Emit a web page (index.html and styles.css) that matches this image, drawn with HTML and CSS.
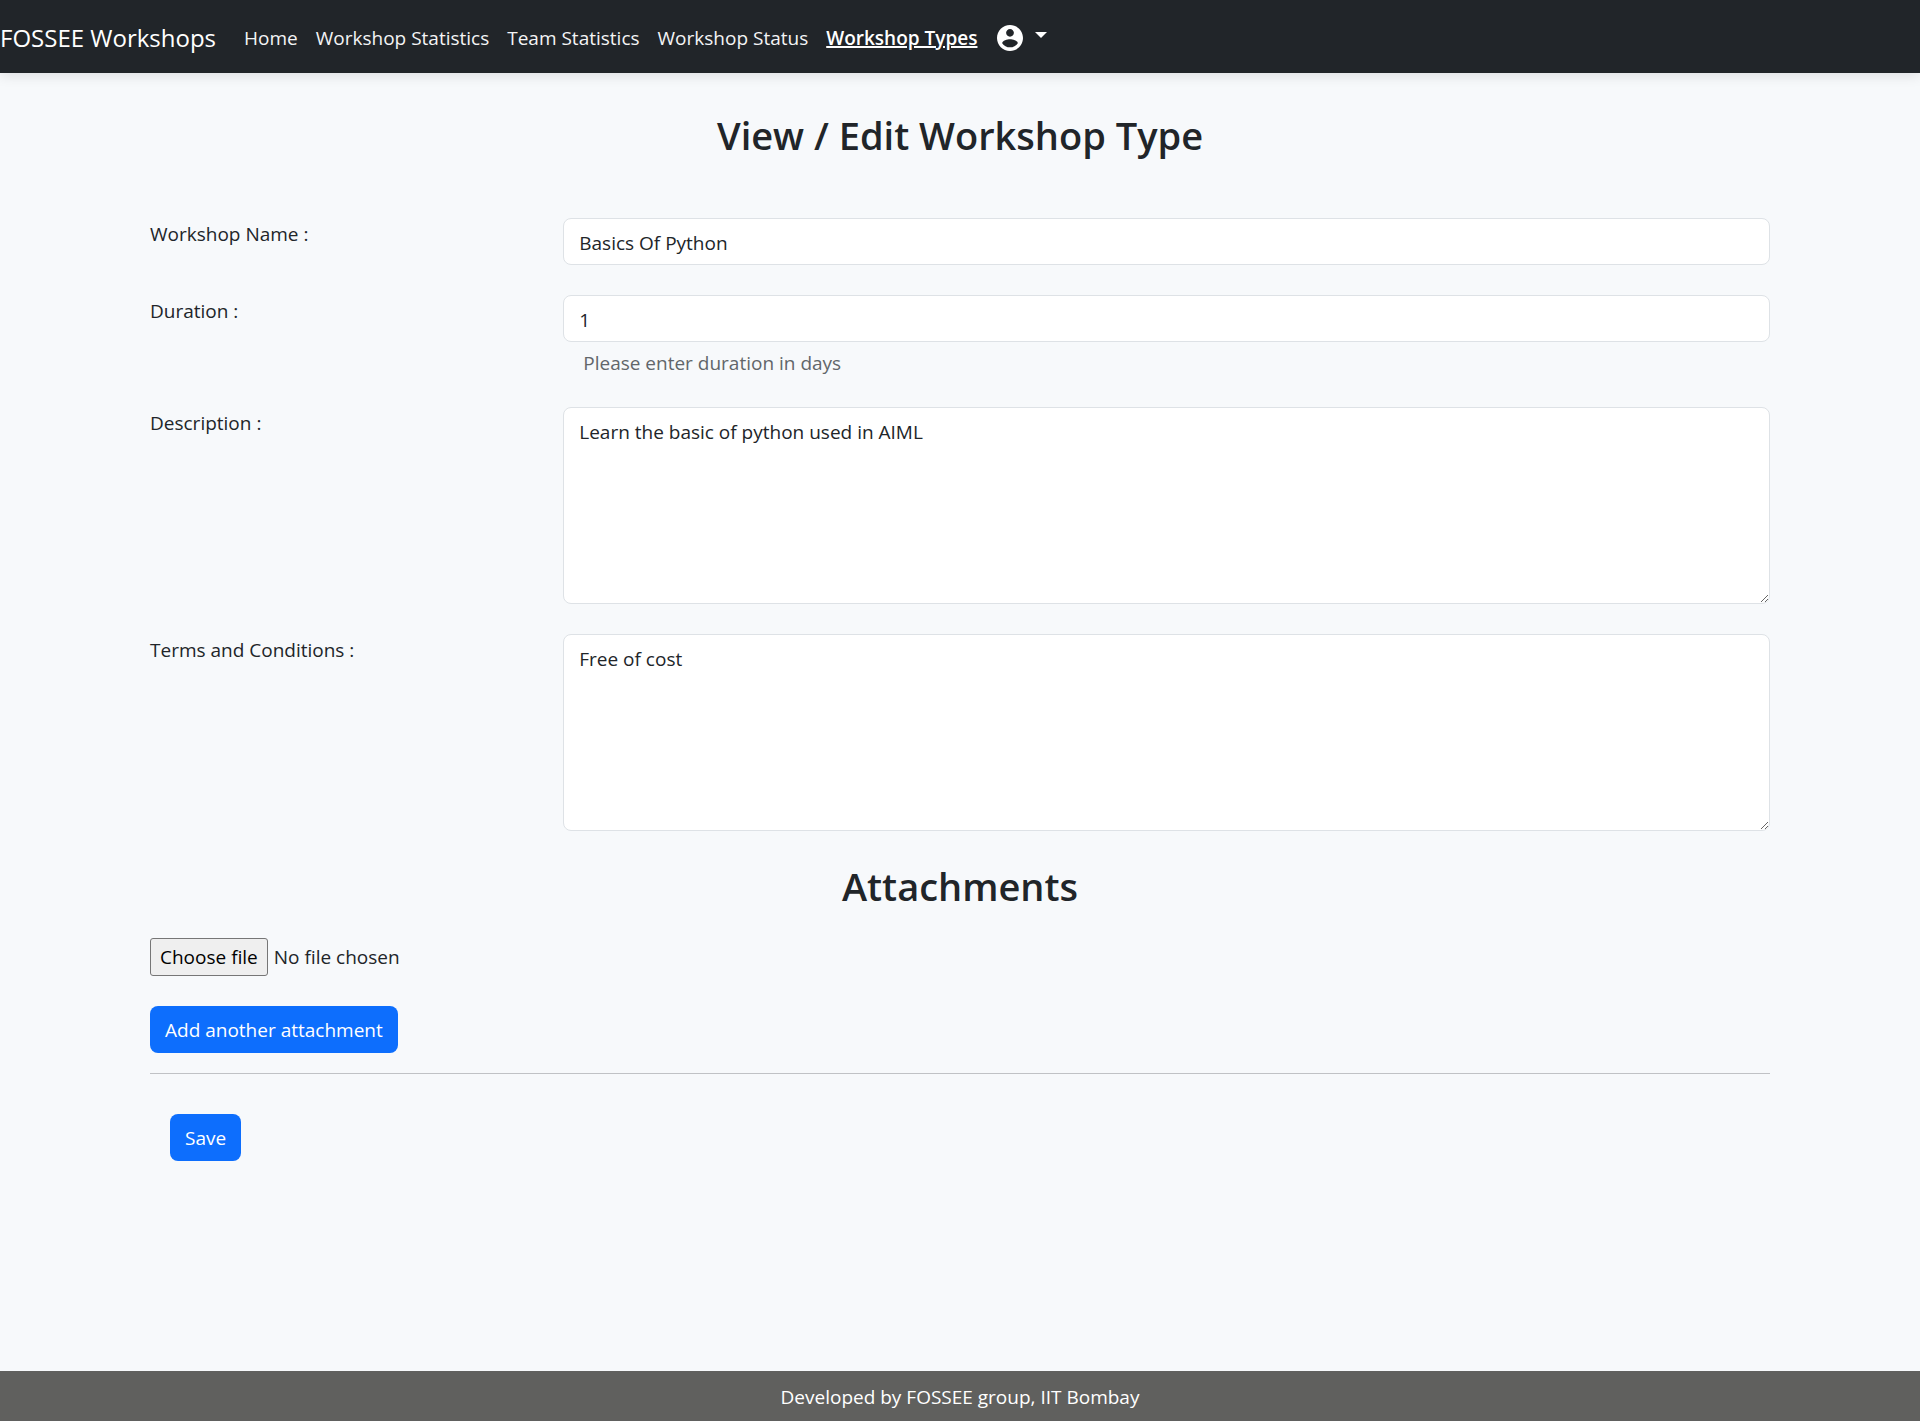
FILE: index.html
```html
<!DOCTYPE html>
<html lang="en-GB">
<head>
<meta charset="utf-8">
<meta name="viewport" content="width=device-width, initial-scale=1">
<title>View / Edit Workshop Type</title>
<link rel="stylesheet" href="styles.css">
</head>
<body>
<header class="navbar">
  <a class="brand" href="#">FOSSEE Workshops</a>
  <nav class="nav">
    <a class="nav-link" href="#">Home</a>
    <a class="nav-link" href="#">Workshop Statistics</a>
    <a class="nav-link" href="#">Team Statistics</a>
    <a class="nav-link" href="#">Workshop Status</a>
    <a class="nav-link active" href="#" aria-current="page">Workshop Types</a>
    <button class="account" type="button" aria-label="Account">
      <svg class="avatar" viewBox="2 2 20 20" aria-hidden="true"><path fill="currentColor" d="M12 2C6.48 2 2 6.48 2 12s4.48 10 10 10 10-4.48 10-10S17.52 2 12 2zm0 3c1.66 0 3 1.34 3 3s-1.34 3-3 3-3-1.34-3-3 1.340-3 3-3zm0 14.200c-2.500 0-4.710-1.280-6-3.220.030-1.990 4-3.080 6-3.080 1.990 0 5.970 1.090 6 3.080-1.290 1.940-3.500 3.220-6 3.220z"/></svg>
      <span class="caret"></span>
    </button>
  </nav>
</header>

<main class="page">
  <h1 class="title">View / Edit Workshop Type</h1>
  <form class="form">
    <div class="row">
      <label class="label" for="name">Workshop Name :</label>
      <input class="control" id="name" type="text" value="Basics Of Python">
    </div>
    <div class="row">
      <label class="label" for="duration">Duration :</label>
      <div class="field">
        <input class="control" id="duration" type="number" value="1" aria-describedby="duration-help">
        <span class="help" id="duration-help">Please enter duration in days</span>
      </div>
    </div>
    <div class="row">
      <label class="label" for="description">Description :</label>
      <textarea class="control area" id="description">Learn the basic of python used in AIML</textarea>
    </div>
    <div class="row">
      <label class="label" for="terms">Terms and Conditions :</label>
      <textarea class="control area" id="terms">Free of cost</textarea>
    </div>

    <h2 class="title">Attachments</h2>
    <label class="file" for="attachment">
      <input class="file-input" id="attachment" type="file">
      <span class="file-button">Choose file</span>
      <span>No file chosen</span>
    </label>
    <button class="button" type="button">Add another attachment</button>
    <hr class="rule">
    <button class="button save" type="submit">Save</button>
  </form>
</main>

<footer class="footer">Developed by FOSSEE group, IIT Bombay</footer>
</body>
</html>
```
FILE: styles.css
```css
* {
  box-sizing: border-box;
}

body {
  display: flex;
  flex-direction: column;
  min-height: 100vh;
  margin: 0;
  background: #f7f9fb;
  color: #212529;
  font: 19px/30px "Segoe UI", "Open Sans", sans-serif;
}

input,
textarea,
button {
  font: inherit;
  color: inherit;
}

.navbar {
  display: flex;
  align-items: center;
  gap: 28px;
  min-height: 73px;
  padding-top: 3px;
  background: #212529;
  box-shadow: 0 3px 12px rgba(0, 0, 0, 0.1);
  color: #fff;
}

.brand {
  color: inherit;
  font-size: 24px;
  text-decoration: none;
}

.nav {
  display: flex;
  align-items: center;
  gap: 18px;
}

.nav-link {
  color: #f4f4f5;
  text-decoration: none;
}

.nav-link.active {
  color: #fff;
  font-weight: 600;
  text-decoration: underline;
  text-decoration-thickness: 2px;
}

.account {
  display: flex;
  align-items: center;
  gap: 12px;
  padding: 0 2px;
  border: 0;
  background: none;
}

.avatar {
  width: 26px;
  height: 26px;
}

.caret {
  margin-bottom: 6px;
  border: 6px solid transparent;
  border-top-color: currentColor;
  border-bottom: 0;
}

.page {
  padding: 38px 150px 60px;
}

.title {
  margin: 0;
  font-size: 38px;
  font-weight: 600;
  line-height: 48px;
  text-align: center;
}

.form {
  display: flex;
  flex-direction: column;
  align-items: flex-start;
  padding-top: 59px;
}

.form .title {
  align-self: stretch;
  margin: 1px 0 28px;
}

.row {
  display: grid;
  grid-template-columns: 1fr 3fr;
  align-items: start;
  gap: 11px;
  width: 100%;
  margin-bottom: 30px;
}

.label {
  padding-top: 1px;
}

.control {
  display: block;
  width: 100%;
  height: 47px;
  padding: 9px 15px 7px;
  border: 1px solid #dee2e6;
  border-radius: 8px;
  background: #fff;
}

.control[type="number"] {
  appearance: textfield;
}

.area {
  height: 197px;
  resize: vertical;
}

.help {
  display: block;
  padding: 6px 20px 0;
  margin-bottom: -1px;
  color: #62666a;
}

.file {
  display: flex;
  align-items: center;
  gap: 6px;
  margin-bottom: 30px;
}

.file-input {
  position: absolute;
  width: 1px;
  height: 1px;
  opacity: 0;
}

.file-button {
  padding: 3px 9px;
  border: 1px solid #767676;
  border-radius: 3px;
  background: #efefef;
  color: #000;
}

.button {
  height: 47px;
  padding: 0 15px;
  border: 0;
  border-radius: 8px;
  background: #0d6efd;
  color: #fff;
}

.rule {
  width: 100%;
  margin: 20px 0 40px;
  border: 0;
  border-top: 1px solid #c0c2c5;
}

.save {
  margin-left: 20px;
}

.footer {
  margin-top: auto;
  padding: 11px 10px 9px;
  background: #60605e;
  color: #fff;
  text-align: center;
}
```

━━━━━━━━━━━━━━━━━━━━

What needs to be done: Quote every line word for word and keep the images out of the copy.

Solution below:
Emit a web page (index.html and styles.css) that matches this image, drawn with HTML and CSS.
FILE: index.html
```html
<!DOCTYPE html>
<html lang="en-GB">
<head>
<meta charset="utf-8">
<meta name="viewport" content="width=device-width, initial-scale=1">
<title>View / Edit Workshop Type</title>
<link rel="stylesheet" href="styles.css">
</head>
<body>
<header class="navbar">
  <a class="brand" href="#">FOSSEE Workshops</a>
  <nav class="nav">
    <a class="nav-link" href="#">Home</a>
    <a class="nav-link" href="#">Workshop Statistics</a>
    <a class="nav-link" href="#">Team Statistics</a>
    <a class="nav-link" href="#">Workshop Status</a>
    <a class="nav-link active" href="#" aria-current="page">Workshop Types</a>
    <button class="account" type="button" aria-label="Account">
      <svg class="avatar" viewBox="2 2 20 20" aria-hidden="true"><path fill="currentColor" d="M12 2C6.48 2 2 6.48 2 12s4.48 10 10 10 10-4.48 10-10S17.52 2 12 2zm0 3c1.66 0 3 1.34 3 3s-1.34 3-3 3-3-1.34-3-3 1.340-3 3-3zm0 14.200c-2.500 0-4.710-1.280-6-3.220.030-1.990 4-3.080 6-3.080 1.990 0 5.970 1.090 6 3.080-1.290 1.940-3.500 3.220-6 3.220z"/></svg>
      <span class="caret"></span>
    </button>
  </nav>
</header>

<main class="page">
  <h1 class="title">View / Edit Workshop Type</h1>
  <form class="form">
    <div class="row">
      <label class="label" for="name">Workshop Name :</label>
      <input class="control" id="name" type="text" value="Basics Of Python">
    </div>
    <div class="row">
      <label class="label" for="duration">Duration :</label>
      <div class="field">
        <input class="control" id="duration" type="number" value="1" aria-describedby="duration-help">
        <span class="help" id="duration-help">Please enter duration in days</span>
      </div>
    </div>
    <div class="row">
      <label class="label" for="description">Description :</label>
      <textarea class="control area" id="description">Learn the basic of python used in AIML</textarea>
    </div>
    <div class="row">
      <label class="label" for="terms">Terms and Conditions :</label>
      <textarea class="control area" id="terms">Free of cost</textarea>
    </div>

    <h2 class="title">Attachments</h2>
    <label class="file" for="attachment">
      <input class="file-input" id="attachment" type="file">
      <span class="file-button">Choose file</span>
      <span>No file chosen</span>
    </label>
    <button class="button" type="button">Add another attachment</button>
    <hr class="rule">
    <button class="button save" type="submit">Save</button>
  </form>
</main>

<footer class="footer">Developed by FOSSEE group, IIT Bombay</footer>
</body>
</html>
```
FILE: styles.css
```css
* {
  box-sizing: border-box;
}

body {
  display: flex;
  flex-direction: column;
  min-height: 100vh;
  margin: 0;
  background: #f7f9fb;
  color: #212529;
  font: 19px/30px "Segoe UI", "Open Sans", sans-serif;
}

input,
textarea,
button {
  font: inherit;
  color: inherit;
}

.navbar {
  display: flex;
  align-items: center;
  gap: 28px;
  min-height: 73px;
  padding-top: 3px;
  background: #212529;
  box-shadow: 0 3px 12px rgba(0, 0, 0, 0.1);
  color: #fff;
}

.brand {
  color: inherit;
  font-size: 24px;
  text-decoration: none;
}

.nav {
  display: flex;
  align-items: center;
  gap: 18px;
}

.nav-link {
  color: #f4f4f5;
  text-decoration: none;
}

.nav-link.active {
  color: #fff;
  font-weight: 600;
  text-decoration: underline;
  text-decoration-thickness: 2px;
}

.account {
  display: flex;
  align-items: center;
  gap: 12px;
  padding: 0 2px;
  border: 0;
  background: none;
}

.avatar {
  width: 26px;
  height: 26px;
}

.caret {
  margin-bottom: 6px;
  border: 6px solid transparent;
  border-top-color: currentColor;
  border-bottom: 0;
}

.page {
  padding: 38px 150px 60px;
}

.title {
  margin: 0;
  font-size: 38px;
  font-weight: 600;
  line-height: 48px;
  text-align: center;
}

.form {
  display: flex;
  flex-direction: column;
  align-items: flex-start;
  padding-top: 59px;
}

.form .title {
  align-self: stretch;
  margin: 1px 0 28px;
}

.row {
  display: grid;
  grid-template-columns: 1fr 3fr;
  align-items: start;
  gap: 11px;
  width: 100%;
  margin-bottom: 30px;
}

.label {
  padding-top: 1px;
}

.control {
  display: block;
  width: 100%;
  height: 47px;
  padding: 9px 15px 7px;
  border: 1px solid #dee2e6;
  border-radius: 8px;
  background: #fff;
}

.control[type="number"] {
  appearance: textfield;
}

.area {
  height: 197px;
  resize: vertical;
}

.help {
  display: block;
  padding: 6px 20px 0;
  margin-bottom: -1px;
  color: #62666a;
}

.file {
  display: flex;
  align-items: center;
  gap: 6px;
  margin-bottom: 30px;
}

.file-input {
  position: absolute;
  width: 1px;
  height: 1px;
  opacity: 0;
}

.file-button {
  padding: 3px 9px;
  border: 1px solid #767676;
  border-radius: 3px;
  background: #efefef;
  color: #000;
}

.button {
  height: 47px;
  padding: 0 15px;
  border: 0;
  border-radius: 8px;
  background: #0d6efd;
  color: #fff;
}

.rule {
  width: 100%;
  margin: 20px 0 40px;
  border: 0;
  border-top: 1px solid #c0c2c5;
}

.save {
  margin-left: 20px;
}

.footer {
  margin-top: auto;
  padding: 11px 10px 9px;
  background: #60605e;
  color: #fff;
  text-align: center;
}
```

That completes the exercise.